Both organizations gave the state a D grade for mental health.

McDaris also said that from 2011 to 2015 there has been a doubling of the number of high school students who have attempted suicide and there has been a 50 percent increase in students suffering from major depression from 8 to 12 percent.

He said the organizations also gave North Carolina an F for housing and economic security.

“The mental health system in this state is not what it needs to be,” said Griffin.

School board member Alice Wellborn requested that school staff provide the ratio of support personnel – nurses, counselors, psychologists, etc. – to students in Transylvania County.

“I know we’re way off for nurses,” said Wellborn. “I think we kind of need to know what we are looking at there.”

Wellborn said the information McDaris gave about student mental health correlates with school safety.

The school system, in partnership with the Transylvania County Sheriff’s Office, will host two meetings about school safety.

The first meeting will be held Monday, March 12, at Rosman High School at 6 p.m.

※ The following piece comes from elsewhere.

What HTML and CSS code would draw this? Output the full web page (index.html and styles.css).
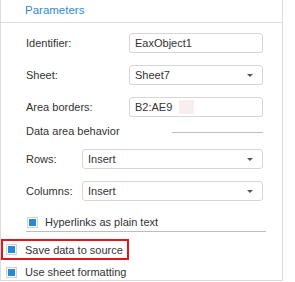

The second meeting will be held at Brevard High School on Tuesday, March 20, at 6 p.m.

McDaris said Transylvania County has been fortunate to have school resource officers (SROs) in each school for years.

“Henderson County still does not have that,” said McDaris, who expressed his appreciation to the county commissioners for funding the SROs.

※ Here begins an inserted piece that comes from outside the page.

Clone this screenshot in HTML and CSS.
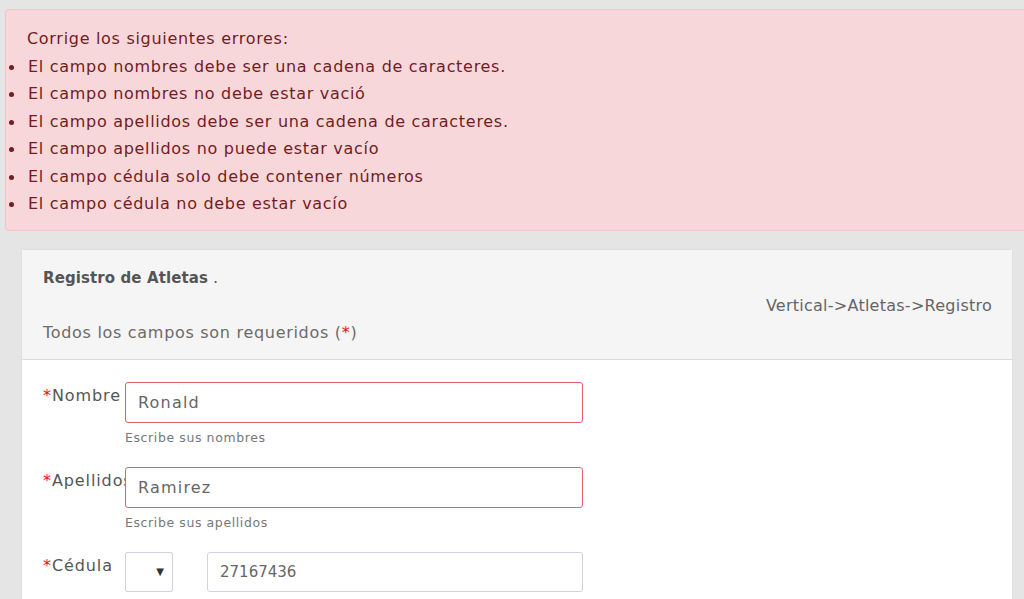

”We have good SROs. They are more than just law enforcement officers and the students trust them,” said McDaris.

McCoy said SROs provide a deterrent for people who might want to come on campus to cause harm, but they also develop good relations with students.

“So many times our students are willing to share with them,” said McCoy.

Other News

•The board postponed any decision on teacher contracts until its next meeting on March 19. McCoy said the staff is still gathering more information on the subject.

•Both Ron Kiviniemi and Betty Scruggs McGaha were absent due to unplanned family commitments.

•McDaris congratulated Rosman Middle School teacher Missy West and Brian Weaver, senior director of human resources, for attaining their doctoral degrees in education.

Important Dates

•The next school board meeting will be Monday, March 19, at 6:30 p.m. at the Morris Education Center.

•March 30 is an annual leave day. Spring break is from April 2-6.

•Taste of Transylvania, a fundraiser for the Transylvania County Schools Education Foundation, will be held May 1 at 6 p.m. at the Brevard Lumberyard.

Proceeds from this event are used for additional projects in classrooms.

Central Office

Summer Schedule

From Monday, June 18, through Friday, Aug. 10, the central administrative offices will be open for four 10-hour days a week.

Offices will be open Monday through Thursday from 7 a.m. until 5 p.m.